What is asked:
Copy each line with the word "React" in it.

^^^^

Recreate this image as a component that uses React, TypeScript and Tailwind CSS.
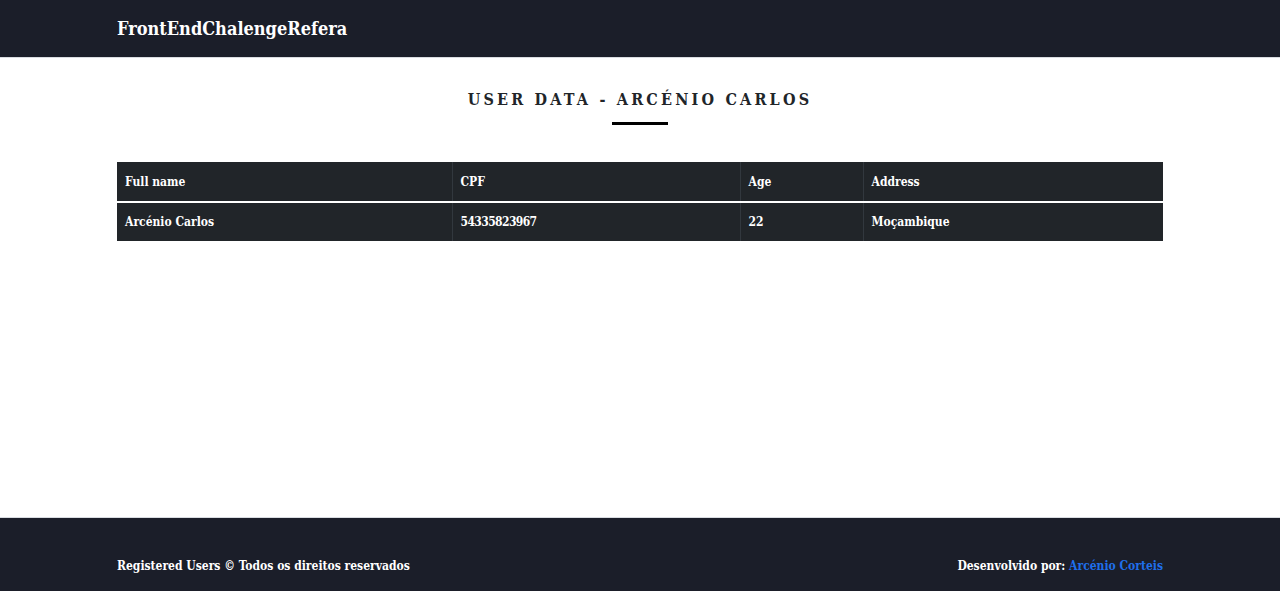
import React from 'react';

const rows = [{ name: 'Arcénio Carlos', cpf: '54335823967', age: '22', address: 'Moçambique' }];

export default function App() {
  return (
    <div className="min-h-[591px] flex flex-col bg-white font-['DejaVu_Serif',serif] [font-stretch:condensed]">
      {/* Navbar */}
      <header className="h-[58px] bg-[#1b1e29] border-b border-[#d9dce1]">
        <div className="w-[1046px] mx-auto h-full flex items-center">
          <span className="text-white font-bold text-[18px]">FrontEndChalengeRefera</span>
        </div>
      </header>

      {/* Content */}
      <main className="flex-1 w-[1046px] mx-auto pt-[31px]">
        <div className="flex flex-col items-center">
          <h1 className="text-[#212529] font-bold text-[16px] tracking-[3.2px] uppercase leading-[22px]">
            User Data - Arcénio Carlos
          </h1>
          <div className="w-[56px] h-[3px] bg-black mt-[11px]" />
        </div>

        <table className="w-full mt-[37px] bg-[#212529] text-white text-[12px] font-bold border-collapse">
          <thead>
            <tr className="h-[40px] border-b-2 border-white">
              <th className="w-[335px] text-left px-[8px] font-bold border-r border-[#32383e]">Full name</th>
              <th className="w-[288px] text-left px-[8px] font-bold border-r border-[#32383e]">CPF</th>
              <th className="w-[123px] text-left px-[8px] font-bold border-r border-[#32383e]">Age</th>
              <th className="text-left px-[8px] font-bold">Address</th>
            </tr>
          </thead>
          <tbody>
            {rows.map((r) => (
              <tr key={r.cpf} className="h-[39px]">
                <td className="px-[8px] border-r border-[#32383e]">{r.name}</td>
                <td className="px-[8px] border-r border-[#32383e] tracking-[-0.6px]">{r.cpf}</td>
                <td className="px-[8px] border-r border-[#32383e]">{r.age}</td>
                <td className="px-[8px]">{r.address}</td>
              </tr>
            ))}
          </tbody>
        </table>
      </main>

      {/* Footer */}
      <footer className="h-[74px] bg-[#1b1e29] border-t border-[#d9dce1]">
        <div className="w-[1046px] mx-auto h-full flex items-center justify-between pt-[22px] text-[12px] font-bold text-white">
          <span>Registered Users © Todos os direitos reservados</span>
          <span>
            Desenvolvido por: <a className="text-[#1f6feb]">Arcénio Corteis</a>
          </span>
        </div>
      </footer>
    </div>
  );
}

^^^^

Full response:
Recreate this image as a component that uses React, TypeScript and Tailwind CSS.
import React from 'react';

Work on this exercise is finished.